The final run to the line was agony, I knew I had some space on the rider behind but i stood up and cranked the sandy fire road with a slight upward tilt, I turned into the last 50 meters and *bang* my chain snapped and wrapped itself around my bottom bracket. I jumped off and shouldered the cubano and ran, amidst shouting from the crowd, to the line. Unable to pull a mono I hopped the last few metres instead. I stopped dead 1cm past the line staring at the crowd who'd already finished, I have no idea how many there were (1-2 dozen?) but I was disappointed that I hadn't caught them all.

I waited for Ashley to arrive in, happy that he hadn't closed the 3 minute gap. I grabbed some food and drink from the free BBQ, waved good bye and high tailed it for the car.
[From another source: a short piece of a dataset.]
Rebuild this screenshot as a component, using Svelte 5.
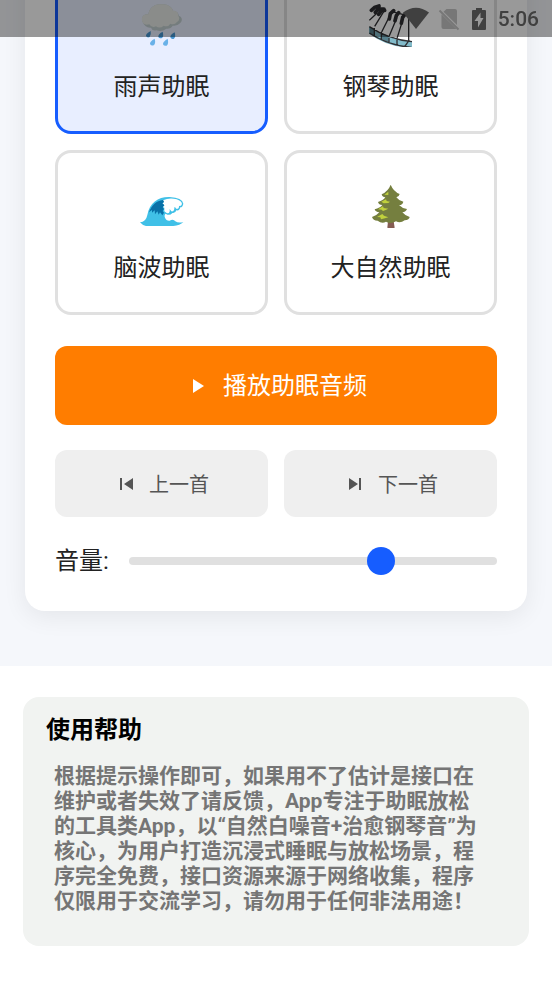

Ashley had to be back in town for work, so I never got to see if young Mr Scarlett had won. I was tired but stoked that I had beaten Murray, one of the fastest XC guys in Australia, my estimates are he took 4-5 minutes out of my handicap lead, but that's good enough for me.

So, this brings us to now. It's Monday morning and I'm at my desk at work with weary legs. GMBC's website tells me that Ben did in fact win, I'd love to have seen his face. The site also tells me that I managed to win A-Grade, and managed to acquire enough points for 3rd in the series. Ace!

Saturday, 2 August 2008

The waiting game

It's a sunny winter Saturday afternoon. My bike is being cleaned, parts checked, tyres swapped all ready for tomorrow. The same can't be said for me, my brain whirs and nerves are on edge. Tomorrow I race.

It's unusual for me to have these feelings, "why stress when you can't effect the results now?" I ask myself. "The result doesn't matter" I say, but I know I'm lying, every race counts.

GMBC has run a great series this winter, each time something different, keeping things interesting on those cold dark days, it all culminates tomorrow – the handicap.

I know the rider behind me, I know the rider in front. Jim will have a head start, I'll have to bury myself to catch him, and while I think I know his weakness, he has definitely seen mine. Nothing to do but wait, I hate waiting.